What both the Apple vs. IBM, and the lap dancers research clearly shows, is that in large part, our behaviours, are driven by experiences that we are not consciously aware of.

And, that the vast majority of these experiences are primarily visual.

And that, in a nutshell, is why, the traditional marketing practice of proposition testing doesn’t work.

It’s all a question of bandwidth. Consider this: we have seen that something like 99.999 percent of our perception is subconscious processing, and of that processing capability, 10 million bits out of 12 million bits per second is purely visual.

So proposition testing only speaks to 0.001 percent of the available attention in the group.

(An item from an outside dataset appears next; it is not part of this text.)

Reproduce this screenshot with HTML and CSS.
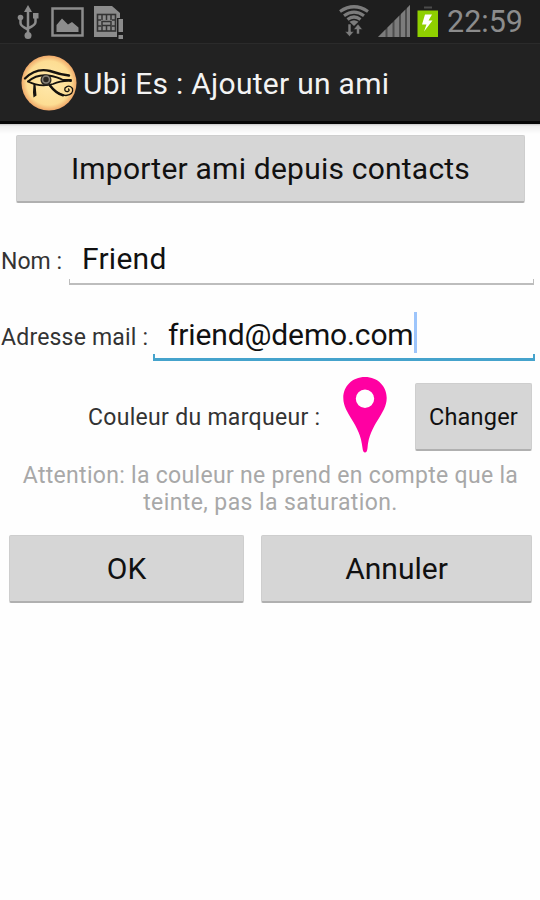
FILE: index.html
```html
<!DOCTYPE html>
<html lang="fr">
<head>
  <meta charset="UTF-8" />
  <meta name="viewport" content="width=device-width, initial-scale=1.0" />
  <title>Ubi Es : Ajouter un ami</title>
  <link rel="stylesheet" href="styles.css">
</head>
<body>
  <!-- barre d'état -->
  <div class="status-bar">
    <svg class="status-left" width="130" height="43" viewBox="0 0 130 43" fill="#8c8c8c">
      <g stroke="#8c8c8c" stroke-width="2.5" fill="none">
        <path d="M28 10V35M20.500 19V23Q20.500 26 28 29.500M35.500 17V22Q35.500 25 28 28.500" />
      </g>
      <path d="M28 5L32 12H24Z" />
      <circle cx="20.500" cy="17.500" r="2.800" />
      <rect x="33" y="13" width="5.500" height="5.500" />
      <circle cx="28" cy="35.500" r="3.500" />
      <rect x="52.500" y="8.500" width="30" height="27" fill="none" stroke="#8c8c8c" stroke-width="2.500" />
      <path d="M56.500 32V25L62 18.500L68 24.500L72 22L78.500 27.500V32Z" />
      <path d="M94 6H112L120 13V37H94Z" />
      <rect x="97.500" y="14.500" width="18" height="16.500" fill="none" stroke="#333" stroke-width="1.600" />
      <path d="M102 15V20M106.500 15V20M111 15V20M102 26V31M106.500 26V31M111 26V31" stroke="#333" stroke-width="1.500" />
      <path d="M98 20H101M112 20H115M98 26H101M112 26H115" stroke="#333" stroke-width="1.300" />
      <rect x="102" y="21.500" width="9" height="4" fill="none" stroke="#333" stroke-width="1.500" />
      <path d="M117 18H125V40H117Z" fill="#1e1e1e" />
      <path d="M118.500 19H123V32H118.500ZM118.500 35H123V39H118.500Z" />
    </svg>
    <svg width="102" height="43" viewBox="338 0 102 43" fill="#7c7c7c">
      <g fill="none" stroke="#7c7c7c" stroke-width="3.200">
        <path d="M340 11.500Q354 2 368 11.500" />
        <path d="M344 15.800Q354 8.500 364 15.800" />
        <path d="M347.500 19.500Q354 14.500 360.500 19.500" />
      </g>
      <path d="M349.500 21.800Q354 18.500 358.500 21.800L354 26Z" />
      <path d="M348 24H351V31.500H354L349.500 36.500L345 31.500H348ZM356.500 34V29.500H353.500L358 24L362.500 29.500H359.500V34Z" stroke="#202020" stroke-width=".6" />
      <path d="M378 37L410 5V37Z" fill="#4d4d4d" />
      <path d="M378 37L385.500 29.500V37ZM387.500 27.500L392.500 22.500V37H387.500ZM394.500 20.500L399 16V37H394.500ZM401 14L405 10V37H401ZM407 8L410 5V37H407Z" />
      <rect x="424" y="6.500" width="8" height="2" fill="#4b4b4b" />
      <rect x="417.500" y="10.500" width="20.500" height="26.500" fill="#8fd000" />
      <path d="M425 14.500H432L428.500 20.500H432.500L424 31.500L426.500 24.500H422Z" fill="#fff" />
    </svg>
    <span class="clock">22:59</span>
  </div>

  <!-- barre de titre -->
  <div class="action-bar">
    <svg class="logo" width="58" height="58" viewBox="20 54.500 58 58">
      <defs>
        <radialGradient id="gold">
          <stop offset="0" stop-color="#ffe9ac" />
          <stop offset=".8" stop-color="#fddd93" />
          <stop offset="1" stop-color="#f0a96a" />
        </radialGradient>
      </defs>
      <circle cx="49" cy="83.500" r="27.500" fill="url(#gold)" />
      <g fill="none" stroke="#15120e" stroke-linecap="round">
        <path d="M25 79Q36 68 50 71.500Q60 75 69 76" stroke-width="2.400" />
        <path d="M28 82Q37 74.500 48 76Q58 77.500 63 80.500H71" stroke-width="1.800" />
        <path d="M28 82Q40 88 53 84.500Q61 81 71 81.500" stroke-width="1.800" />
        <path d="M50 86Q58 96 66 96Q74 95 72.500 89Q69 84.500 65 88.500Q64 92.500 68 92Q70 91 68.500 89.500" stroke-width="1.300" />
        <path d="M50 86Q56 94 63 95.800" stroke-width="2.500" />
      </g>
      <circle cx="46" cy="80.500" r="5.500" fill="#2b2823" />
      <circle cx="46" cy="80" r="3.500" fill="none" stroke="#858078" stroke-width="1.600" />
      <path d="M33.500 84L35.500 85L36.500 96L33.500 98L33 93Z" fill="#15120e" />
    </svg>
    <h1>Ubi Es : Ajouter un ami</h1>
  </div>

  <div class="content">
    <button class="btn import">Importer ami depuis contacts</button>

    <div class="row name-row">
      <label>Nom :</label>
      <div class="field"><span class="name-text">Friend</span></div>
    </div>
    <div class="row mail-row">
      <label>Adresse mail :</label>
      <div class="field focused"><span class="mail-text">friend@demo.com</span><i class="caret"></i></div>
    </div>

    <div class="marker-row">
      <span class="marker-label">Couleur du marqueur :</span>
      <svg class="marker" width="44" height="76" viewBox="0 0 44 76">
        <path fill="#ff00a2" fill-rule="evenodd" d="M22 0C9 0 .3 9.500 .3 21C.3 37 17.500 47 19.500 71Q20 75.500 22 75.500Q24 75.500 24.500 71C26.500 47 43.700 37 43.700 21C43.700 9.500 35 0 22 0ZM22 12.500A9.200 9.200 0 1 1 22 30.900A9.200 9.200 0 1 1 22 12.500Z" />
      </svg>
      <button class="btn change">Changer</button>
    </div>

    <p class="hint"><span class="line1">Attention: la couleur ne prend en compte que la</span><br><span class="line2">teinte, pas la saturation.</span></p>

    <div class="actions">
      <button class="btn ok">OK</button>
      <button class="btn cancel">Annuler</button>
    </div>
  </div>
</body>
</html>
```
FILE: styles.css
```css
body {
  margin: 0;
  height: 900px;
  overflow: hidden;
  background: #fefefe;
  color: #111;
  font-family: Roboto, sans-serif;
}
svg {
  display: block;
  flex: none;
}
.status-bar {
  display: flex;
  height: 43px;
  background: #1e1e1e;
}
.status-left {
  margin-right: 208px;
}
.clock {
  margin-left: 7px;
  font-size: 30.5px;
  line-height: 44px;
  color: #8c8c8c;
  white-space: nowrap;
}
.action-bar {
  display: flex;
  align-items: center;
  box-sizing: border-box;
  height: 81px;
  padding-left: 20px;
  background: #222;
  border-top: 1px solid #2b2b2b;
  border-bottom: 3px solid #050505;
}
h1 {
  margin: 3px 0 0 5px;
  font-size: 30px;
  font-weight: 400;
  line-height: 40px;
  letter-spacing: 0.28px;
  color: #f3f3f3;
  white-space: nowrap;
}
.content {
  padding-top: 11px;
  background: linear-gradient(#c4c4c4, #eee 2px, #fefefe 10px) no-repeat;
}
.btn {
  display: block;
  box-sizing: border-box;
  height: 68px;
  margin: 0;
  padding: 0;
  border: 1px solid #cecece;
  border-bottom: 2px solid #b0b0b0;
  border-radius: 2px;
  background: #d6d6d6;
  color: #111;
  font-family: inherit;
  font-size: 30px;
  white-space: nowrap;
}
.import {
  width: 509px;
  margin-left: 16px;
  letter-spacing: 0.22px;
}
.row {
  display: flex;
  align-items: flex-start;
  padding-left: 1px;
}
label,
.marker-label {
  color: #333;
  font-size: 23px;
  white-space: nowrap;
}
.name-row,
.mail-row {
  box-sizing: border-box;
  height: 76px;
  padding-top: 33px;
}
.row label {
  flex: none;
  width: 68px;
  padding-top: 10px;
  line-height: 32px;
}
.mail-row label {
  width: 152px;
  letter-spacing: 0.2px;
}
.field {
  position: relative;
  display: flex;
  flex: 1;
  box-sizing: border-box;
  height: 49px;
  margin-right: 6px;
  padding-left: 13px;
  border-bottom: 2px solid #bdbdbd;
  font-size: 30px;
  line-height: 46px;
}
/* petits retours verticaux aux extrémités du trait */
.field::before,
.field::after {
  content: "";
  position: absolute;
  bottom: 0;
  width: 1px;
  height: 4px;
  background: #bdbdbd;
}
.field::before {
  left: 0;
}
.field::after {
  right: 0;
}
.name-text {
  letter-spacing: 0.25px;
}
.mail-text {
  letter-spacing: -0.13px;
}
.focused {
  margin-right: 5px;
  padding-left: 15px;
  border-bottom: 3px solid #45a3cc;
}
.focused::before,
.focused::after {
  width: 2px;
  background: #45a3cc;
}
.caret {
  width: 3px;
  height: 41px;
  background: #9dc5fb;
}
.marker-row {
  display: flex;
  margin-top: 22px;
  padding-left: 88px;
}
.marker-label {
  width: 255px;
  padding-top: 16px;
  line-height: 50px;
  letter-spacing: 0.3px;
}
.marker {
  margin-right: 28px;
}
.change {
  width: 117px;
  margin-top: 6px;
  font-size: 23.5px;
  letter-spacing: 0.2px;
}
.hint {
  margin: 9px 0 0 1px;
  color: #a8a8a8;
  font-size: 23px;
  line-height: 27px;
  text-align: center;
  white-space: nowrap;
}
.line1 {
  letter-spacing: 0.3px;
}
.line2 {
  letter-spacing: 0.4px;
}
.actions {
  display: flex;
  gap: 17px;
  margin-top: 19px;
  padding-left: 9px;
}
.ok {
  width: 235px;
}
.cancel {
  width: 271px;
}
```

In order to get real insights out of any focus group, you need to engage the whole human being, their conscious and subconscious selves, the rational and the emotional, or System A and System B consciousness as Daniel Kahnemann describes it in “Thinking Fast and Slow.

And you need to use visually rich stimulus.

A number of years ago our agency, Chemistry, developed a process that we call “Creative Planning” which does just this. It is based on the belief that consumers cannot relate in any meaningful way to propositions, but do respond to narratives placed in a visually rich context.

We find that using these methods in qualitative research, creates much higher engagement with consumers, providing much better, more profound insights than the use of propositions out of context.

Now “Creative Planning” isn’t perfect, But to be fair, consumers in focus groups are never going to be as engaged to the same degree as the customers of a lap dancing club. Whatever the time of the month.